Unfortunately, we’ve also been subjected to some truly pandering fare like Parental Guidance (2012), a piece of pablum that exists to reassure grandparents that their yuppie hipster children are raising the next generation all wrong, and Last Vegas and Dirty Grandpa–style party pictures about old men (and the occasional slightly less old woman) gleefully acting less than half their ages. All together, this fare becomes the cinematic equivalent of your average boomer Facebook profile filled with jokes about lazy millennials and countless sad memes thirstily pitting old rock stars against current pop stars: a mess of regurgitated ideas created to prey upon your worst instincts and assure you that you are better and smarter and more mature than kids these days, but also totally cooler than them.
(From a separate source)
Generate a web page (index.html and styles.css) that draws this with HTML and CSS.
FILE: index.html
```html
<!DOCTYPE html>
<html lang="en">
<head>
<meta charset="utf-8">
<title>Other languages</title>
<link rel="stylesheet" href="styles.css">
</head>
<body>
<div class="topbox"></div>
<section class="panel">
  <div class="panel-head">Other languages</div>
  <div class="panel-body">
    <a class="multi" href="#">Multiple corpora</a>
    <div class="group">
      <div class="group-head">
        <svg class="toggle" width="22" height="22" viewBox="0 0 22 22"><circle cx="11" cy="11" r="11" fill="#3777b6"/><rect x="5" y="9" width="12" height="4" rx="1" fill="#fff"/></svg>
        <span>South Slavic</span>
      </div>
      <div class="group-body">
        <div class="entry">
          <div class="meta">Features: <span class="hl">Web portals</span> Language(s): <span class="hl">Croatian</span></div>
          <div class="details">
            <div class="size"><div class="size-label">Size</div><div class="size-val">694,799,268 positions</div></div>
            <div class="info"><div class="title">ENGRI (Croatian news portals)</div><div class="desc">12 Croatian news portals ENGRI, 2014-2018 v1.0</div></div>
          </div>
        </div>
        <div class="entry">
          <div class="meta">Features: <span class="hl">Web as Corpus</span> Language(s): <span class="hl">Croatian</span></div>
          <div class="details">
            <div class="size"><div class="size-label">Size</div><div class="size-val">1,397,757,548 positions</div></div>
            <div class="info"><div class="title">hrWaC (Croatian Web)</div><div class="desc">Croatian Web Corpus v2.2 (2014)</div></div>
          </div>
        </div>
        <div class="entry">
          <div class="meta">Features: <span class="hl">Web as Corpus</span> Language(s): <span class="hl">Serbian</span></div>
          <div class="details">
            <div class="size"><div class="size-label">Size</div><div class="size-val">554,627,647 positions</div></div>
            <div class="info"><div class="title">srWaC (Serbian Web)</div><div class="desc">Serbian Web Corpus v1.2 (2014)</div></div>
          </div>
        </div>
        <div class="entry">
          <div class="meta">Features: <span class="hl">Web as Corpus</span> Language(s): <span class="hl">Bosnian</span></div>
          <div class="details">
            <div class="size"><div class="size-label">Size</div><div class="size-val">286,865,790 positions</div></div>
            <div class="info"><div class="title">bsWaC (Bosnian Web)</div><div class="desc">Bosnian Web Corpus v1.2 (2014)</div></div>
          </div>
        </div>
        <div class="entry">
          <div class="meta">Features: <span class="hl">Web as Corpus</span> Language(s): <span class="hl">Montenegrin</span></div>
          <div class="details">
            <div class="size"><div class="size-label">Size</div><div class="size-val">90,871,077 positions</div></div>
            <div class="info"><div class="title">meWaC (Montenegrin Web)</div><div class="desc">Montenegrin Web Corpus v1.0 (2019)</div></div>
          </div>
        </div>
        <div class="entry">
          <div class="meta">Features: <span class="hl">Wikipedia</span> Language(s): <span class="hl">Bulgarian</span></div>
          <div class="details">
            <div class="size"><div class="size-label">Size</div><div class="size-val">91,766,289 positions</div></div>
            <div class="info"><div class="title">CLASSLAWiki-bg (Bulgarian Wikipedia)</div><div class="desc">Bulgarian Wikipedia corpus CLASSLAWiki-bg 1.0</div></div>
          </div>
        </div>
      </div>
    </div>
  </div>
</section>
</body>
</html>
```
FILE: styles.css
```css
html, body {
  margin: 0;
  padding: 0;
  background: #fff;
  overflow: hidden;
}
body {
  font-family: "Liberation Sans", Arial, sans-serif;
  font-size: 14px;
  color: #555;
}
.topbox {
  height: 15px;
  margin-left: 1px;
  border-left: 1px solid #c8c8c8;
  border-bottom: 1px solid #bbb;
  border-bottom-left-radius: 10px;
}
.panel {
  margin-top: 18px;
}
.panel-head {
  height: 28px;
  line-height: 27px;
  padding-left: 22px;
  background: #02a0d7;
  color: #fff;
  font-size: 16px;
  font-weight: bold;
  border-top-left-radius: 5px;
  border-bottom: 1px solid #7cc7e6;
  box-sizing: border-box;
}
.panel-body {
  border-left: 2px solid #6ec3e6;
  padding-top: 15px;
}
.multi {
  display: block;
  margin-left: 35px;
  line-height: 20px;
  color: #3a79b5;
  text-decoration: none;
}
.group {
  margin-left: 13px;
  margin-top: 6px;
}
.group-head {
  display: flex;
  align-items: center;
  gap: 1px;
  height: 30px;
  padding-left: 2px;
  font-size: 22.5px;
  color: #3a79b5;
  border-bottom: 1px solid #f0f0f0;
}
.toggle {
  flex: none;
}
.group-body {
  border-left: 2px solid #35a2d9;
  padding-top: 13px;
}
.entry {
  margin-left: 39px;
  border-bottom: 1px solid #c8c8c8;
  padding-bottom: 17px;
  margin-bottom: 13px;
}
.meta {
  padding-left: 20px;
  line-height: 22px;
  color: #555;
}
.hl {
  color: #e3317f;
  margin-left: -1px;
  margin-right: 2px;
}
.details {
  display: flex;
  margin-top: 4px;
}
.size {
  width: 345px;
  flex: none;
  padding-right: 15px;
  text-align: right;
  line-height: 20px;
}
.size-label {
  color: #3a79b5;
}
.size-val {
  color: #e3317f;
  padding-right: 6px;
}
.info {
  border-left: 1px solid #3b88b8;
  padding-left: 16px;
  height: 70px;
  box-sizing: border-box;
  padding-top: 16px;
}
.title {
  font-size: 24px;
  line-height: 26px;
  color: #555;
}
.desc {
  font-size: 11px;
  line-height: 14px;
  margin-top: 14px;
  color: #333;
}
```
I get that the world can be an increasingly scary place as you grow older. Technology evolves at a rate faster than you can comprehend. Younger people can navigate the blurred lines between everything from genre to gender in a way that society didn’t even allow you to conceptualize let alone explore when you were their age. So many of you appear to fear Kanye West the way that your ancestors feared the horseless carriage. Being on the older end of the millennial spectrum, I can already sympathize with the terrifyingly rapid and remorseless passage of time and the desire to escape from it. Sometimes, when I stumble upon yet another teenager making more money on YouTube than I will probably ever see in my lifetime, or find out about a problematic thing my fave has done, I run straight into the obvious and empty solace of 20-odd Buzzfeed lists about forgotten toys and hair clips from the early ‘90s.
But here’s the thing: None of us are dead yet. At worst, you’re only slightly more dead than I am. We don’t have to be the primary driving force behind pop culture to have a place in it. We all have so many new stories in us, but we can’t begin to tell them until we’re willing to accept the changes in our minds, bodies, and relationship to the world as a whole. We don’t need to make our silver screen avatars hang out with Zac Efron to prove anything. We can let them do new and exciting things of their own.
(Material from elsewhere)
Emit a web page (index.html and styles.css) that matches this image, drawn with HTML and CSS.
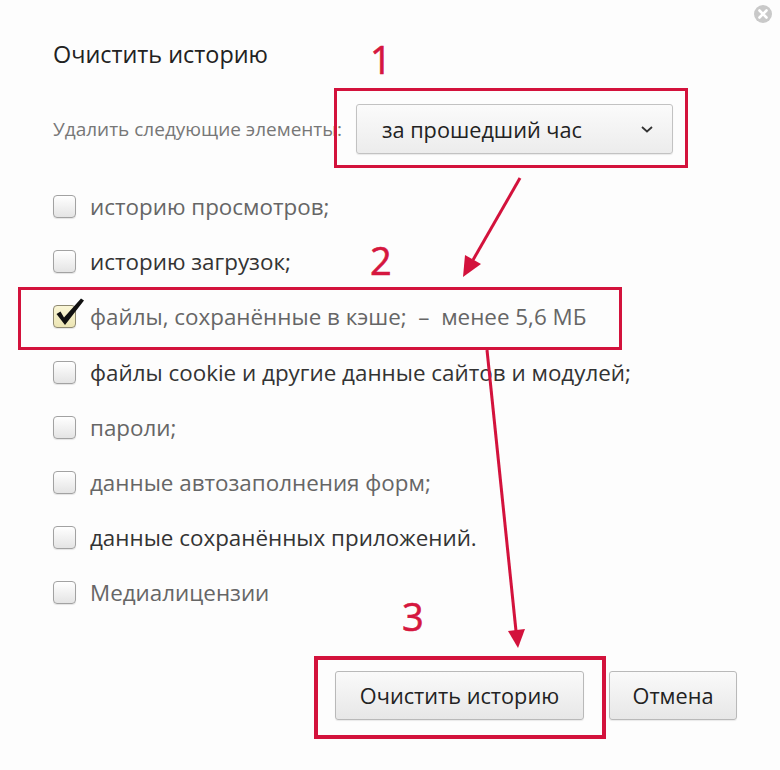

If you’re a creator of content, whether it be films, television, or even fan fiction (yes, I know what you’ve been getting up to in the Star Trek and Man From U.N.C.L.E. fandoms for the past 50 years), work on stories that mean something to you, whether that’s deep dramatic truth or something that just genuinely amuses you and the person you are now. If you’re a consumer, don’t support cynical, half-assed entertainment that reduces your life experiences to trite post-midlife crisis jokes. You deserve better than that! We all deserve better than that! And if you find yourself lost at any point, you can always ask yourself “What Lily Tomlin would do?” because the actress (who is slightly older than your generation at 76) has been tackling some really promising material about fully-fledged older woman on both the big (Grandma) and small screens (Grace and Frankie) lately. You could do worse for a role model.
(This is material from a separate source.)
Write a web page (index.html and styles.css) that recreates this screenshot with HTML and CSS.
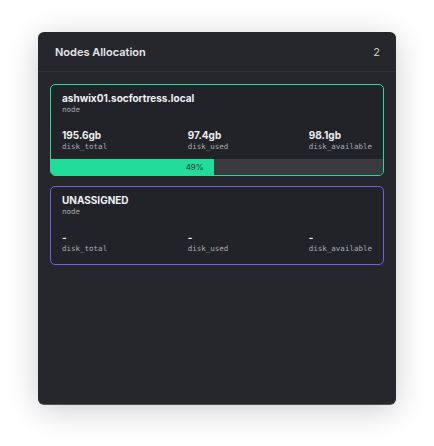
FILE: index.html
```html
<html>
<head>
  <link rel="stylesheet" href="styles.css">
</head>
<body>
  <div class="panel">
    <div class="panel-header">
      <span class="title">Nodes Allocation</span>
      <span class="count">2</span>
    </div>
    <div class="panel-body">
      <div class="node node-assigned">
        <div class="node-name">ashwix01.socfortress.local</div>
        <div class="node-sub">node</div>
        <div class="stats">
          <div class="stat">
            <div class="stat-value">195.6gb</div>
            <div class="stat-label">disk_total</div>
          </div>
          <div class="stat">
            <div class="stat-value">97.4gb</div>
            <div class="stat-label">disk_used</div>
          </div>
          <div class="stat">
            <div class="stat-value">98.1gb</div>
            <div class="stat-label">disk_available</div>
          </div>
        </div>
        <div class="bar">
          <div class="bar-fill" style="width: 49%">49%</div>
        </div>
      </div>
      <div class="node node-unassigned">
        <div class="node-name">UNASSIGNED</div>
        <div class="node-sub">node</div>
        <div class="stats">
          <div class="stat">
            <div class="stat-value">-</div>
            <div class="stat-label">disk_total</div>
          </div>
          <div class="stat">
            <div class="stat-value">-</div>
            <div class="stat-label">disk_used</div>
          </div>
          <div class="stat">
            <div class="stat-value">-</div>
            <div class="stat-label">disk_available</div>
          </div>
        </div>
      </div>
    </div>
  </div>
</body>
</html>
```

FILE: styles.css
```css
body {
  margin: 0;
  padding: 32px 38px 0;
  background: #ffffff;
  font-family: Inter, "Noto Sans", sans-serif;
}
.panel {
  height: 372px;
  background: #26272d;
  border-radius: 6px;
  box-shadow: 0 6px 32px rgba(0, 0, 0, 0.2), 0 1px 0 #5d5e64;
  overflow: hidden;
}
.panel-header {
  height: 39px;
  display: flex;
  align-items: center;
  justify-content: space-between;
  padding: 0 16px 0 17px;
  border-bottom: 1px solid #313238;
}
.title {
  font-size: 11px;
  font-weight: 600;
  color: #e6e6e9;
}
.count {
  font-size: 11px;
  color: #c9cacd;
}
.panel-body {
  padding: 12px;
  display: flex;
  flex-direction: column;
  gap: 10px;
}
.node {
  border-radius: 5px;
  padding: 6px 11px 0;
  overflow: hidden;
  background: #222329;
}
.node-assigned {
  border: 1px solid #22dc9c;
}
.node-unassigned {
  border: 1px solid #6f60dc;
  padding-bottom: 10px;
}
.node-name {
  font-size: 10px;
  line-height: 14px;
  font-weight: 700;
  color: #f0f0f2;
}
.node-sub,
.stat-label {
  font-family: "DejaVu Sans Mono", monospace;
  font-size: 7.5px;
  line-height: 10px;
  color: #a8aab0;
}
.stats {
  display: flex;
  justify-content: space-between;
  margin-top: 14px;
}
.stat-value {
  font-size: 10px;
  line-height: 13px;
  font-weight: 700;
  color: #eeeef0;
}
.bar {
  height: 16px;
  margin: 7px -11px 0;
  background: #3a3b40;
}
.bar-fill {
  height: 100%;
  background: #22dc9c;
  color: #1d3b30;
  font-size: 8px;
  line-height: 16px;
  text-align: right;
  padding-right: 10px;
  box-sizing: border-box;
}
```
To get to that point, all you need to do is suck it up, stop whining, accept that the world doesn’t revolve around you or owe you anything, work hard to better yourself every day, and make your superiors take notice of all the good things you have to offer. You keep telling us that this is simple to do when it comes to the economy and getting a job, so you should be able to handle it quite easily when it comes to entertainment and getting better movies for yourselves.